Dutoit led a bracing performance that made a strong case for this still-neglected work. The motoric rhythms of the outer movements went with fleet, jaunty vigor, yet Dutoit pointed out the contrasts deftly throughout, as with the quasi-lullaby of the Larghetto (aided by a lovely and stylish oboe contribution from Michael Henoch). It’s hard not to feel some degree of valedictory expression in the stately brass chorale at the coda, which was given just the right somber eloquence by Dutoit and the musicians.

 It was Fireworks that first brought Stravinsky wide attention, and the lively miniature made an apt curtain-raiser. Dutoit led a vital and brassy account that did justice to the composer’s snappy four-minute musical jest, underlining the typically inventive scoring touches and shifting accents.

The program will be repeated 1:30 p.m. Friday and 8 p.m. Saturday. On Saturday the Symphony in C will be replaced by Prokofiev’s Piano Concerto No. 3, performed by Lang Lang. cso.org; 312-294-3000.

Posted in Performances


One Response to “Dutoit, CSO take flight with full-feathered “Firebird””

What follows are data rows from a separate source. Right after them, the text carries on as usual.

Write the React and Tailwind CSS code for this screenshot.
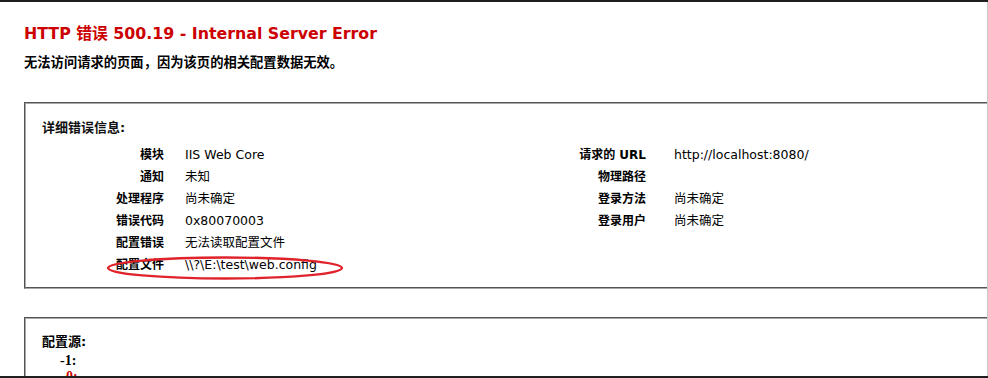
import React from 'react';

// IIS detailed error page (500.19)
const LEFT_ROWS = [
  ['模块', 'IIS Web Core'],
  ['通知', '未知'],
  ['处理程序', '尚未确定'],
  ['错误代码', '0x80070003'],
  ['配置错误', '无法读取配置文件'],
  ['配置文件', '\\\\?\\E:\\test\\web.config'],
];

const RIGHT_ROWS = [
  ['请求的 URL', 'http://localhost:8080/'],
  ['物理路径', ''],
  ['登录方法', '尚未确定'],
  ['登录用户', '尚未确定'],
];

const FONT = "font-['DejaVu_Sans','Noto_Sans_CJK_SC',sans-serif]";

function Row({ label, value, labelWidth, gap }) {
  return (
    <div className="flex h-[22px] items-center text-black">
      <div className={`${labelWidth} shrink-0 text-right text-[12px] font-bold`}>{label}</div>
      <div className={`${gap} whitespace-nowrap text-[12.5px]`}>{value}</div>
    </div>
  );
}

function Panel({ children, className = '' }) {
  return (
    <div
      className={`ml-[24px] w-[980px] border-2 border-[#a8a8a8] [border-style:groove] bg-white ${className}`}
    >
      {children}
    </div>
  );
}

export default function App() {
  return (
    <div className={`relative h-[378px] w-[988px] overflow-hidden bg-white ${FONT}`}>
      {/* top strip */}
      <div className="h-[2px] w-full bg-[#1f1f1f]" />

      <div className="flex h-[376px]">
        <div className="w-[987px] shrink-0 overflow-hidden">
          {/* Header */}
          <h2 className="mt-[21px] ml-[24px] h-[22px] text-[15.8px] leading-[22px] font-bold text-[#cc0000]">
            HTTP 错误 500.19 - Internal Server Error
          </h2>
          <p className="mt-[8px] ml-[24px] text-[13.3px] leading-[20px] font-bold text-black">
            无法访问请求的页面，因为该页的相关配置数据无效。
          </p>

          {/* Details */}
          <Panel className="relative mt-[29px] h-[187px]">
            <div className="pt-[14px] pl-[16px] text-[13px] leading-[20px] font-bold text-[#111]">
              详细错误信息:
            </div>
            <div className="mt-[6px] flex">
              <div className="w-[460px] pl-[16px]">
                {LEFT_ROWS.map(([l, v]) => (
                  <Row key={l} label={l} value={v} labelWidth="w-[122px]" gap="ml-[21px]" />
                ))}
              </div>
              <div className="pl-[17px]">
                {RIGHT_ROWS.map(([l, v]) => (
                  <Row key={l} label={l} value={v} labelWidth="w-[143px]" gap="ml-[28px]" />
                ))}
              </div>
            </div>

            {/* red annotation */}
            <svg
              className="pointer-events-none absolute left-[77px] top-[149px]"
              width="244"
              height="30"
              viewBox="0 0 244 30"
            >
              <ellipse
                cx="122"
                cy="15"
                rx="117"
                ry="10.5"
                fill="none"
                stroke="#e0232b"
                strokeWidth="2.4"
              />
            </svg>
          </Panel>

          {/* Config source */}
          <Panel className="mt-[28px] h-[80px]">
            <div className="pt-[13px] pl-[16px] text-[13px] leading-[20px] font-bold text-black">
              配置源:
            </div>
            <pre className="pl-[34px] font-['Liberation_Serif',serif] text-[14px] leading-[17px] font-bold text-black">
              -1:
            </pre>
            <pre className="pl-[40px] font-['Liberation_Serif',serif] text-[14px] leading-[15px] font-bold text-[#cc0000]">
              0:
            </pre>
          </Panel>
        </div>
        <div className="w-[1px] bg-[#c8c8c8]" />
      </div>

      {/* bottom strip */}
      <div className="absolute bottom-0 left-0 h-[2px] w-full bg-[#1f1f1f]" />
    </div>
  );
}
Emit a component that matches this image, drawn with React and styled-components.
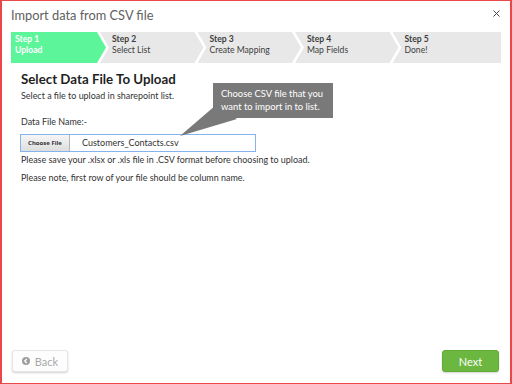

  1. Posted May 21, 2016 at 12:36 am by Jacob Hildner

    Hear, hear! If stage acting is merely the art of keeping a large group of people from coughing, as somebody once said, the same could be said of classical music performance, a test that the CSO (through no fault of its own) often fails. And yet, this Stravinsky program, by commanding full attention, seemed to suppress extracurricular noise. It made a great case for the enchanting, sophisticated Symphony in C. It also made a great case for attending live performances. The Firebird is a magnificent musical drama that, last night anyway, didn’t suffer for lack of dancing. You could feast your eyes instead on the orchestration in action, delivered to the ear with uncommon precision and grace. It was a wonderful night, for great music and a great orchestra.